● **Stated goal**
Show all lines from the listing below that contain "this".

● **Data segment**
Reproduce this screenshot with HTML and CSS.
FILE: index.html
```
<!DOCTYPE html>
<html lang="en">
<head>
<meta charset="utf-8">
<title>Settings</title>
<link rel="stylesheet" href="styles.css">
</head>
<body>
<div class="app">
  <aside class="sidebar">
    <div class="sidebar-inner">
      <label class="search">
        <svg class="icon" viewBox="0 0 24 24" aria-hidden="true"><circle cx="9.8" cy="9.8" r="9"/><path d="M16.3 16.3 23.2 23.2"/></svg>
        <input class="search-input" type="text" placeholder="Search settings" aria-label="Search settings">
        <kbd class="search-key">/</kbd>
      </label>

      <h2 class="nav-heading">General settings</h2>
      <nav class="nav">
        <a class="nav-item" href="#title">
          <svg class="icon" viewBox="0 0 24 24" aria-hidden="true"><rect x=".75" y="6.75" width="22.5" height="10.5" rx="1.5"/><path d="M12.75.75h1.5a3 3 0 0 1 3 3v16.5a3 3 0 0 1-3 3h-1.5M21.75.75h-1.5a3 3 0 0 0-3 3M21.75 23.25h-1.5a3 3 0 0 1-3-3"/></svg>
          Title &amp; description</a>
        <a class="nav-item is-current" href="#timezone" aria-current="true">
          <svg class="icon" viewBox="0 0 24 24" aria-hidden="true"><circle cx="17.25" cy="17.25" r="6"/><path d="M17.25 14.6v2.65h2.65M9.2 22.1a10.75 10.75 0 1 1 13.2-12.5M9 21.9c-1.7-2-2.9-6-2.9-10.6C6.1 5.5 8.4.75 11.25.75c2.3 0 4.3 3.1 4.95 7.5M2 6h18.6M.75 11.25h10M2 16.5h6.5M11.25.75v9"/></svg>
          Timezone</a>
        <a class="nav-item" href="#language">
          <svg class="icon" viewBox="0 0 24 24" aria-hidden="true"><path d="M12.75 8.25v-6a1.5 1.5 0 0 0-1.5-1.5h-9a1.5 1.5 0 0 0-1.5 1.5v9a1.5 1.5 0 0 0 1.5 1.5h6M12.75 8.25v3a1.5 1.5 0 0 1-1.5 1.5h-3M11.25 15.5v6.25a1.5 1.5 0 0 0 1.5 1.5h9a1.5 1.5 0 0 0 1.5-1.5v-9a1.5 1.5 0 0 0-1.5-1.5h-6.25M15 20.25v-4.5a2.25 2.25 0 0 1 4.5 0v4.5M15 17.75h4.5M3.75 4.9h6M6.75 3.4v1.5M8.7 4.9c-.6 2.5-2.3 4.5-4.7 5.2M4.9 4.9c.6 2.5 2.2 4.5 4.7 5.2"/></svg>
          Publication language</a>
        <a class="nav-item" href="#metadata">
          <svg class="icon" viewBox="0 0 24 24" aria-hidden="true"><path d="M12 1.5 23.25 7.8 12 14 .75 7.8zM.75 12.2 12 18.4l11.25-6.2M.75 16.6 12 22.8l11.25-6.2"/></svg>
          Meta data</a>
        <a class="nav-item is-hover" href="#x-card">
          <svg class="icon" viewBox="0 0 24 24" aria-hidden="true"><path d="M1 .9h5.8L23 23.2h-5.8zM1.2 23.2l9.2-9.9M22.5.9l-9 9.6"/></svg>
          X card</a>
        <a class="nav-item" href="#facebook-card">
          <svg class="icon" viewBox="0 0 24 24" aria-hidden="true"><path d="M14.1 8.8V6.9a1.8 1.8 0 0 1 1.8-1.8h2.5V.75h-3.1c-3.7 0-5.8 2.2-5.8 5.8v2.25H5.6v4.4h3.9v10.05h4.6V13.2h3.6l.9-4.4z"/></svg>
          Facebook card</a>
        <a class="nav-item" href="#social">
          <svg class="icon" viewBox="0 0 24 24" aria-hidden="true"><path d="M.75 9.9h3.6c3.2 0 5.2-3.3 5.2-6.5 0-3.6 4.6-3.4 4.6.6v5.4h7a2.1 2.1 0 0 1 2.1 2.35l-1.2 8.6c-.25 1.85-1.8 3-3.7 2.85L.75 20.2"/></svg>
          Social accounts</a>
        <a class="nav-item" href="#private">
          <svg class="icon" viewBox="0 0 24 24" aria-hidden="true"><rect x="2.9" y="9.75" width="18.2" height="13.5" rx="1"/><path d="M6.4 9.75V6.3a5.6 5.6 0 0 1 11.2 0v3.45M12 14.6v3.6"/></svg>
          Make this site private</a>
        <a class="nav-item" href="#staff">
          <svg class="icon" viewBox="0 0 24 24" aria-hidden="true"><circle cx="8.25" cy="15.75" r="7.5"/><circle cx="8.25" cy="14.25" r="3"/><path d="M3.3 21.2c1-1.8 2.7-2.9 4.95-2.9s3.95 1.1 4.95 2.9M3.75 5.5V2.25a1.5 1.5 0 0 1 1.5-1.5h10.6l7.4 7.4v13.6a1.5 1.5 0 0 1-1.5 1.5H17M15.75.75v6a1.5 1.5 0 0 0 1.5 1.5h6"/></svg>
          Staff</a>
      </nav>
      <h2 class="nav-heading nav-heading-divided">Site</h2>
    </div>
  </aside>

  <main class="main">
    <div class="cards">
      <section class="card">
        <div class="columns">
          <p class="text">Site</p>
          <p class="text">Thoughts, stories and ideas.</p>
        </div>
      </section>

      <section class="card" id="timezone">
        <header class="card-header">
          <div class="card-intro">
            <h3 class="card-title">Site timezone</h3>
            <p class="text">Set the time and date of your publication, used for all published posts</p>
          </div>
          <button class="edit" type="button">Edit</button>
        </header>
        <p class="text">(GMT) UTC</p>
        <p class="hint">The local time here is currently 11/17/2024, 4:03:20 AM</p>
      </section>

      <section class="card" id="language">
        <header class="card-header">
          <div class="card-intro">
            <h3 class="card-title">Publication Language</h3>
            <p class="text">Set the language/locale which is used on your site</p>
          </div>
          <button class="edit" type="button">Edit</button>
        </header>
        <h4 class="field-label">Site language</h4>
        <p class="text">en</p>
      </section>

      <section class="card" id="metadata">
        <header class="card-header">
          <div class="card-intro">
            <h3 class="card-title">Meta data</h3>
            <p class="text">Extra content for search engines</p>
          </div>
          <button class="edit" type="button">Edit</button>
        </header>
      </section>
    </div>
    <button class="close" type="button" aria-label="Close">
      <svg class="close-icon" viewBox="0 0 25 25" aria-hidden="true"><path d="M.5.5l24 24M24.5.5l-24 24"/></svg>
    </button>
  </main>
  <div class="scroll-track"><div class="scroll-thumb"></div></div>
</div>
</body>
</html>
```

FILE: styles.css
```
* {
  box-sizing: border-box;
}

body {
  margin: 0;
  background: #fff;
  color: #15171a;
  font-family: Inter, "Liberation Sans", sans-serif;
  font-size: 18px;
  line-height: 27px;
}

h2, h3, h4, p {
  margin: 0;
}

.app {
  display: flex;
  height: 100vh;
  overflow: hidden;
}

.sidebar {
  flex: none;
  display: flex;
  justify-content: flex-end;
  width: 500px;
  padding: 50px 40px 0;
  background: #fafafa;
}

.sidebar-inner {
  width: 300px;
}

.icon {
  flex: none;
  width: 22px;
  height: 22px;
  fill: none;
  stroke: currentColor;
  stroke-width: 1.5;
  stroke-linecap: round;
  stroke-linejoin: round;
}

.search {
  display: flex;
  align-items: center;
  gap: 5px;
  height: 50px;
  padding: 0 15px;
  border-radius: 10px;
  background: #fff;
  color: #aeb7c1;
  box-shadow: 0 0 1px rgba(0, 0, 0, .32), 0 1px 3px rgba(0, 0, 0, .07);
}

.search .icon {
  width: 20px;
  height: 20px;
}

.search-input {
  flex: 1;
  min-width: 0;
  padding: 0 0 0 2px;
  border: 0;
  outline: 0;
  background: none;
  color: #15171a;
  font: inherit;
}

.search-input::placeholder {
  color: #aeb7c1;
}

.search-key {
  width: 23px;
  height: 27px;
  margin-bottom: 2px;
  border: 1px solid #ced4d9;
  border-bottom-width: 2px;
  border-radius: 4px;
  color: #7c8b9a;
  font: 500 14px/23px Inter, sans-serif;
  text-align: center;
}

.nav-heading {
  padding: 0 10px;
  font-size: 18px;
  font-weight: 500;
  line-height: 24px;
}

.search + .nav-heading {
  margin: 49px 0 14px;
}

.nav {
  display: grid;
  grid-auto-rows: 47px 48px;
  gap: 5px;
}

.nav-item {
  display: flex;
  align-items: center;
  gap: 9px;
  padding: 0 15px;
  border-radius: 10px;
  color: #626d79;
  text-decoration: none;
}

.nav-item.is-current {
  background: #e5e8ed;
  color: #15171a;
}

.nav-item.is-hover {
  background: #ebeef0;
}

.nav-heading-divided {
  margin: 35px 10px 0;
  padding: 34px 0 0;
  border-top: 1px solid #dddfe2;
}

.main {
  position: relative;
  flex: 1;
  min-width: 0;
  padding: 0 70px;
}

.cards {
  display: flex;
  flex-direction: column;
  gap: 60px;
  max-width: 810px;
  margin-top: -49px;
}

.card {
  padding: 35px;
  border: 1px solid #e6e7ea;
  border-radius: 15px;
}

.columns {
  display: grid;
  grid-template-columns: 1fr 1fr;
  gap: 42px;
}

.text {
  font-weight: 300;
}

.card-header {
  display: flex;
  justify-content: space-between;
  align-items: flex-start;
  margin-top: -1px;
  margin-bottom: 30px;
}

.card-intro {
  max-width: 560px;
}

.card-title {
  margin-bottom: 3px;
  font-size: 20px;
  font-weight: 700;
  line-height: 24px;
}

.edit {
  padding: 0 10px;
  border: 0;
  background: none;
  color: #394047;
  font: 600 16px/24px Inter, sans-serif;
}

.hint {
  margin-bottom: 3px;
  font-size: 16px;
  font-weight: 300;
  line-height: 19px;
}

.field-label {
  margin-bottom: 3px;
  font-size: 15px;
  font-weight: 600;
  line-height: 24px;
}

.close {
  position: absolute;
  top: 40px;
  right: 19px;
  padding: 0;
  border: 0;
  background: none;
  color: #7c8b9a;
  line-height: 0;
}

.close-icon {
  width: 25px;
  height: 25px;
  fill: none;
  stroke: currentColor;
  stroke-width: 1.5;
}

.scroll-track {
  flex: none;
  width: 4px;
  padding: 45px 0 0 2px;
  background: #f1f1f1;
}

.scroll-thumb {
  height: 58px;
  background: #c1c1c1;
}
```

● **Exercise solution**
Reproduce this screenshot with HTML and CSS.
          Make this site private</a>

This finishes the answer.